Below are the records. Retype, exactly, the lines from the first through the line with "import React from", and leave out the pictures.

** BEGIN **

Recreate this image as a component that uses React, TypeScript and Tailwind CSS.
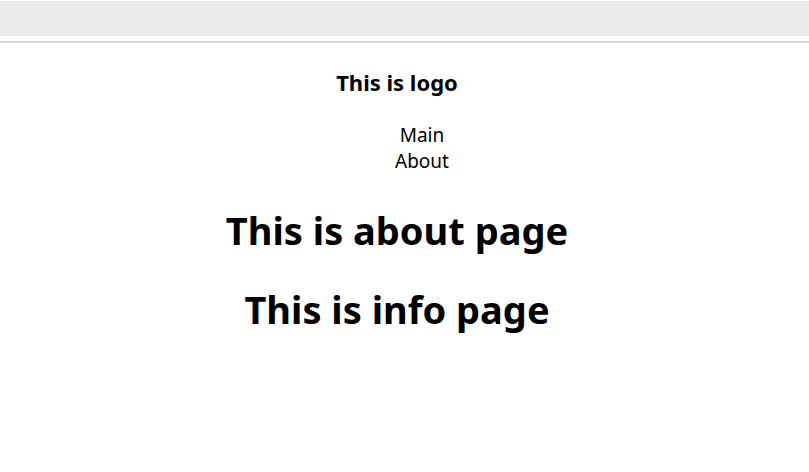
import React from "react"

const App = () => {
  return (
    <div className="min-h-[472px] bg-white text-black" style={{ fontFamily: '"Noto Sans", "Open Sans", sans-serif' }}>
      <div className="mt-px h-[35px] bg-[#e9eaec]" />
      <div className="mt-[5px] h-[2px] bg-[#d6d6d9]" />
      <div className="w-[794px]">
        <header className="flex flex-col items-center">
          <div className="mt-[24px] text-[22px] font-bold leading-[30px]">This is logo</div>
          <ul className="mt-[25px] pl-[50px] text-center text-[19px] leading-[26px]">
            <li>Main</li>
            <li>About</li>
          </ul>
        </header>
        <main className="flex flex-col items-center">
          <h1 className="mt-[30px] text-[38px] font-bold leading-[52px]">This is about page</h1>
          <h1 className="mt-[27px] text-[38px] font-bold leading-[52px]">This is info page</h1>
        </main>
      </div>
    </div>
  )
}

export default App
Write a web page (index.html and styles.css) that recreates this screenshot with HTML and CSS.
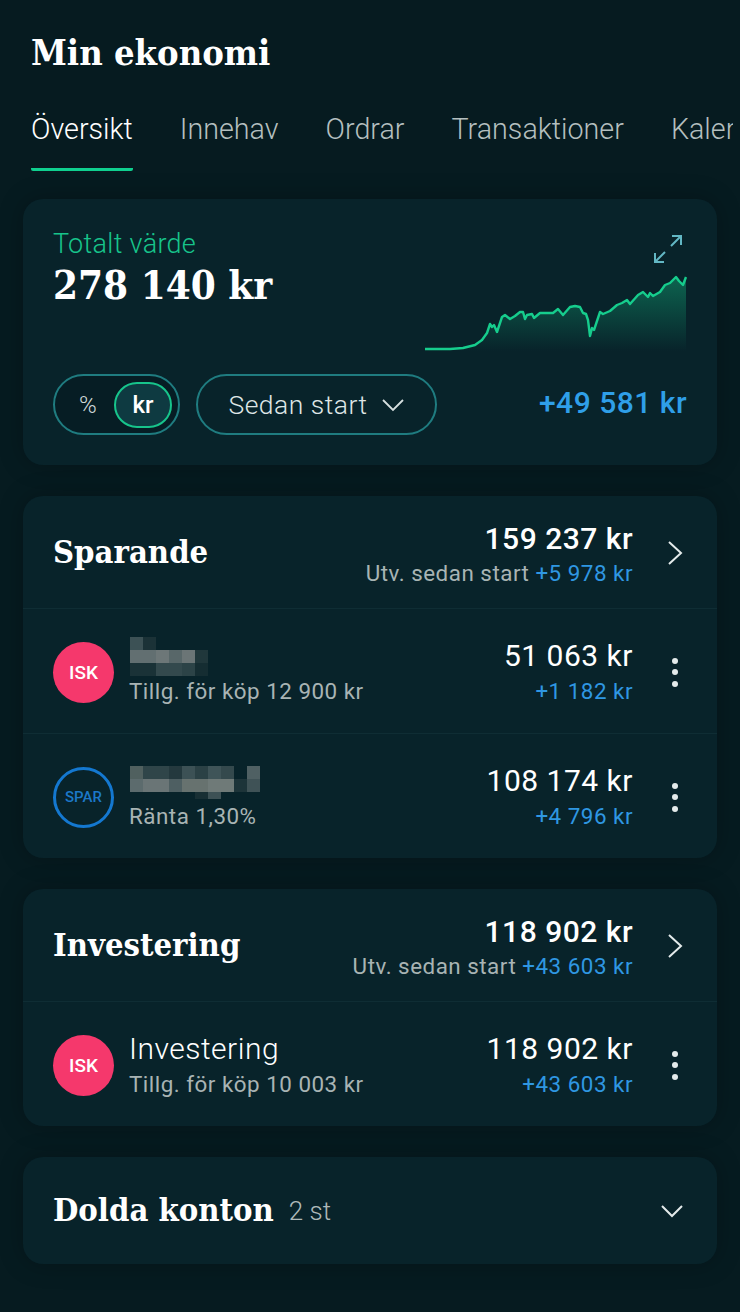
FILE: index.html
```html
<!DOCTYPE html>
<html lang="sv">
	<head>
		<meta charset="utf-8" />
		<title>Min ekonomi</title>
		<link rel="stylesheet" href="styles.css">
	</head>
	<body>
		<div class="page">
			<h1 class="page-title">Min ekonomi</h1>
			<div class="tabs">
				<div class="tab tab-active">Översikt</div>
				<div class="tab">Innehav</div>
				<div class="tab">Ordrar</div>
				<div class="tab">Transaktioner</div>
				<div class="tab">Kalender</div>
			</div>

			<div class="card total">
				<div class="total-top">
					<div>
						<div class="total-label">Totalt värde</div>
						<div class="total-value">278 140 kr</div>
					</div>
					<div class="total-graph">
						<svg class="expand" width="28" height="28" viewBox="0 0 28 28" fill="none" stroke="#62b7c4" stroke-width="2">
							<path d="M18 1h9v9M27 1L17 11"/>
							<path d="M1 18v9h9M1 27l10-10"/>
						</svg>
						<svg class="chart" width="262" height="78" viewBox="0 0 262 78" fill="none">
							<defs>
								<linearGradient id="chartfill" gradientUnits="userSpaceOnUse" x1="0" y1="0" x2="0" y2="76">
									<stop offset="0" stop-color="#12a877" stop-opacity="0.5"/>
									<stop offset="1" stop-color="#12a877" stop-opacity="0"/>
								</linearGradient>
							</defs>
							<path fill="url(#chartfill)" d="M0 74 25 74 38 73 50 70 57 65 62 58 65 49 67 52 69 50 72 57 77 42 80 40 85 44 90 41 95 37 98 37 100 44 102 40 107 39 109 43 115 38 122 38 128 38 133 34 138 40 145 32 150 31 155 32 158 38 161 39 163 45 165 61 167 53 169 55 175 37 178 39 185 36 192 30 197 28 202 25 205 29 213 20 218 17 223 22 225 18 228 21 235 17 240 10 245 8 251 2 254 6 258 10 261 2V78H0Z"/>
							<path stroke="#16cd8d" stroke-width="2.4" stroke-linejoin="round" d="M0 74 25 74 38 73 50 70 57 65 62 58 65 49 67 52 69 50 72 57 77 42 80 40 85 44 90 41 95 37 98 37 100 44 102 40 107 39 109 43 115 38 122 38 128 38 133 34 138 40 145 32 150 31 155 32 158 38 161 39 163 45 165 61 167 53 169 55 175 37 178 39 185 36 192 30 197 28 202 25 205 29 213 20 218 17 223 22 225 18 228 21 235 17 240 10 245 8 251 2 254 6 258 10 261 2"/>
						</svg>
					</div>
				</div>
				<div class="total-controls">
					<div class="toggle">
						<span class="toggle-opt">%</span>
						<span class="toggle-opt toggle-on">kr</span>
					</div>
					<div class="period">
						Sedan start
						<svg width="24" height="14" viewBox="0 0 24 14" fill="none" stroke="#d6dfdf" stroke-width="1.8"><path d="M2 2l10 10L22 2"/></svg>
					</div>
					<div class="total-change">+49 581 kr</div>
				</div>
			</div>

			<div class="card">
				<div class="group-head">
					<div class="group-title">Sparande</div>
					<div class="amounts amounts-head">
						<div class="amount-big">159 237 kr</div>
						<div class="sub">Utv. sedan start <span class="plus">+5 978 kr</span></div>
					</div>
					<div class="side">
						<svg width="18" height="26" viewBox="0 0 18 26" fill="none" stroke="#e4ebeb" stroke-width="2"><path d="M3 2l12 11L3 24"/></svg>
					</div>
				</div>
				<div class="row">
					<div class="badge badge-isk">ISK</div>
					<div class="row-text">
						<svg class="blur" width="80" height="39" viewBox="0 0 80 39">
							<rect x="0" y="0" width="13" height="13" fill="#3c5155"/><rect x="13" y="0" width="13" height="13" fill="#1b3237"/>
							<rect x="0" y="13" width="26" height="13" fill="#626f71"/><rect x="26" y="13" width="13" height="13" fill="#6d7778"/><rect x="39" y="13" width="13" height="13" fill="#586769"/><rect x="52" y="13" width="13" height="13" fill="#6b7576"/><rect x="65" y="13" width="13" height="13" fill="#20373b"/>
							<rect x="0" y="26" width="26" height="13" fill="#1a3237"/><rect x="26" y="26" width="26" height="13" fill="#33494d"/><rect x="52" y="26" width="13" height="13" fill="#2c4347"/><rect x="65" y="26" width="13" height="13" fill="#152d32"/>
						</svg>
						<div class="sub">Tillg. för köp 12 900 kr</div>
					</div>
					<div class="amounts">
						<div class="amount">51 063 kr</div>
						<div class="sub plus">+1 182 kr</div>
					</div>
					<div class="side"><div class="dots"><i></i><i></i><i></i></div></div>
				</div>
				<div class="row">
					<div class="badge badge-spar">SPAR</div>
					<div class="row-text">
						<svg class="blur blur-low" width="132" height="33" viewBox="0 0 132 33">
							<rect x="0" y="0" width="13" height="13" fill="#50605f"/><rect x="13" y="0" width="26" height="13" fill="#2f4549"/><rect x="39" y="0" width="13" height="13" fill="#24393e"/><rect x="52" y="0" width="13" height="13" fill="#3c5155"/><rect x="65" y="0" width="13" height="13" fill="#2b4145"/><rect x="78" y="0" width="13" height="13" fill="#3f5458"/><rect x="91" y="0" width="13" height="13" fill="#34494d"/><rect x="117" y="0" width="13" height="13" fill="#4f6063"/>
							<rect x="0" y="13" width="13" height="13" fill="#5c6b6d"/><rect x="13" y="13" width="26" height="13" fill="#6a7576"/><rect x="39" y="13" width="13" height="13" fill="#4e5f62"/><rect x="52" y="13" width="26" height="13" fill="#67726f"/><rect x="78" y="13" width="26" height="13" fill="#6f7a78"/><rect x="104" y="13" width="13" height="13" fill="#1d3439"/><rect x="117" y="13" width="13" height="13" fill="#3f5256"/>
							<rect x="65" y="26" width="13" height="7" fill="#182f34"/><rect x="78" y="26" width="13" height="7" fill="#3d5155"/>
						</svg>
						<div class="sub">Ränta 1,30%</div>
					</div>
					<div class="amounts">
						<div class="amount">108 174 kr</div>
						<div class="sub plus">+4 796 kr</div>
					</div>
					<div class="side"><div class="dots"><i></i><i></i><i></i></div></div>
				</div>
			</div>

			<div class="card">
				<div class="group-head">
					<div class="group-title">Investering</div>
					<div class="amounts amounts-head">
						<div class="amount-big">118 902 kr</div>
						<div class="sub">Utv. sedan start <span class="plus">+43 603 kr</span></div>
					</div>
					<div class="side">
						<svg width="18" height="26" viewBox="0 0 18 26" fill="none" stroke="#e4ebeb" stroke-width="2"><path d="M3 2l12 11L3 24"/></svg>
					</div>
				</div>
				<div class="row">
					<div class="badge badge-isk">ISK</div>
					<div class="row-text">
						<div class="row-name">Investering</div>
						<div class="sub">Tillg. för köp 10 003 kr</div>
					</div>
					<div class="amounts">
						<div class="amount">118 902 kr</div>
						<div class="sub plus">+43 603 kr</div>
					</div>
					<div class="side"><div class="dots"><i></i><i></i><i></i></div></div>
				</div>
			</div>

			<div class="card hidden-accounts">
				<div class="group-title">Dolda konton</div>
				<div class="hidden-count">2 st</div>
				<svg width="24" height="16" viewBox="0 0 24 16" fill="none" stroke="#e4ebeb" stroke-width="2"><path d="M2 3l10 10L22 3"/></svg>
			</div>
		</div>
	</body>
</html>
```

FILE: styles.css
```css
html,body{
	margin: 0;
	padding: 0;
	background-color: #061b20;
}
body{
	width: 740px;
	height: 1312px;
	overflow: hidden;
	font-family: Roboto, "Noto Sans", sans-serif;
	color: #FFFFFF;
}
.page{
	padding: 0 23px;
}
.page-title{
	margin: 0;
	padding: 30px 0 0 8px;
	height: 70px;
	box-sizing: border-box;
	font-family: "DejaVu Serif Condensed", "DejaVu Serif", serif;
	font-size: 36px;
	line-height: 44px;
	font-weight: bold;
}
.tabs{
	display: flex;
	gap: 47px;
	margin: 0 -16px 0 8px;
	overflow: hidden;
	height: 101px;
	box-sizing: border-box;
	padding-top: 41px;
}
.tab{
	flex: none;
	height: 57px;
	font-size: 28.7px;
	line-height: 36px;
	font-weight: 300;
	color: #b4bfbf;
}
.tab-active{
	color: #FFFFFF;
	border-bottom: 3px solid #0fd08f;
	border-radius: 0 0 2px 2px;
}
.card{
	background-color: #08232a;
	border-radius: 20px;
	margin-top: 31px;
	box-shadow: 0 0 24px rgba(0,0,0,0.25);
}
.total{
	margin-top: 28px;
	height: 266px;
	box-sizing: border-box;
	padding: 30px 30px 0;
}
.total-top{
	display: flex;
	justify-content: space-between;
	height: 145px;
}
.total-label{
	color: #17c48b;
	font-size: 27px;
	line-height: 30px;
	font-weight: 300;
	letter-spacing: 0.3px;
}
.total-value{
	margin-top: 3px;
	font-family: "DejaVu Serif Condensed", "DejaVu Serif", serif;
	font-weight: bold;
	font-size: 40px;
	line-height: 46px;
}
.total-graph{
	display: flex;
	flex-direction: column;
	align-items: flex-end;
	margin-top: 6px;
}
.expand{
	margin: 0 5px 12px 0;
}
.total-controls{
	display: flex;
	align-items: center;
	gap: 16px;
}
.toggle{
	display: flex;
	align-items: center;
	justify-content: space-between;
	width: 127px;
	height: 61px;
	box-sizing: border-box;
	padding: 0 6px 0 24px;
	border: 2px solid #1f7c80;
	border-radius: 31px;
	background-color: #061d24;
}
.toggle-opt{
	font-size: 24px;
	color: #d0dada;
	font-weight: 300;
}
.toggle-on{
	width: 58px;
	height: 46px;
	box-sizing: border-box;
	border: 2px solid #17c48b;
	border-radius: 23px;
	background-color: #0e3a41;
	text-align: center;
	line-height: 42px;
	font-weight: 500;
	color: #FFFFFF;
}
.period{
	display: flex;
	align-items: center;
	justify-content: center;
	gap: 13px;
	width: 241px;
	height: 61px;
	box-sizing: border-box;
	border: 2px solid #1f7c80;
	border-radius: 31px;
	font-size: 26.5px;
	font-weight: 300;
	letter-spacing: 0.5px;
	color: #dfe6e6;
}
.total-change{
	margin-left: auto;
	margin-bottom: 5px;
	font-size: 30px;
	font-weight: 500;
	letter-spacing: 0.5px;
	color: #2f9fe8;
}
.group-head,.row{
	display: flex;
	align-items: center;
	padding-left: 30px;
}
.group-head{
	height: 112px;
	justify-content: space-between;
}
.group-title{
	font-family: "DejaVu Serif Condensed", "DejaVu Serif", serif;
	font-weight: bold;
	font-size: 32.5px;
	margin-top: -2px;
}
.row{
	height: 125px;
	box-sizing: border-box;
	border-top: 1px solid #0f2d34;
}
.amounts{
	margin-left: auto;
	padding-top: 2px;
	text-align: right;
}
.amounts-head{
	padding-top: 4px;
}
.amount-big{
	font-size: 30px;
	line-height: 37px;
	font-weight: 500;
	letter-spacing: 0.5px;
}
.amount{
	font-size: 30px;
	line-height: 38px;
	font-weight: 400;
	letter-spacing: 0.5px;
}
.sub{
	font-size: 22.4px;
	line-height: 32px;
	font-weight: 400;
	letter-spacing: 0.5px;
	color: #a8b4b4;
}
.plus{
	color: #2f97e2;
}
.side{
	flex: none;
	width: 84px;
	display: flex;
	justify-content: center;
	padding-top: 2px;
}
.badge{
	flex: none;
	width: 61px;
	height: 61px;
	margin-top: 2px;
	box-sizing: border-box;
	border-radius: 50%;
	display: flex;
	align-items: center;
	justify-content: center;
	font-weight: 500;
}
.badge-isk{
	background-color: #f5386c;
	font-size: 19px;
}
.badge-spar{
	border: 3.5px solid #1478d0;
	color: #1c78c8;
	font-size: 15px;
}
.row-text{
	margin-left: 15px;
	padding-top: 2px;
}
.row-name{
	font-size: 30px;
	line-height: 38px;
	font-weight: 300;
	letter-spacing: 0.5px;
}
.blur{
	display: block;
	margin: 0 0 -1px 1px;
}
.blur-low{
	margin: 4px 0 1px 1px;
}
.dots{
	display: flex;
	flex-direction: column;
	gap: 5.5px;
}
.dots i{
	width: 6px;
	height: 6px;
	border-radius: 50%;
	background-color: #e4ebeb;
}
.hidden-accounts{
	display: flex;
	align-items: center;
	height: 107px;
	padding: 0 33px 0 30px;
}
.hidden-count{
	margin-left: 15px;
	font-size: 26px;
	font-weight: 300;
	color: #aeb9b9;
}
.hidden-accounts svg{
	margin-left: auto;
}
```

** END **

**REPLY**
Recreate this image as a component that uses React, TypeScript and Tailwind CSS.
import React from "react"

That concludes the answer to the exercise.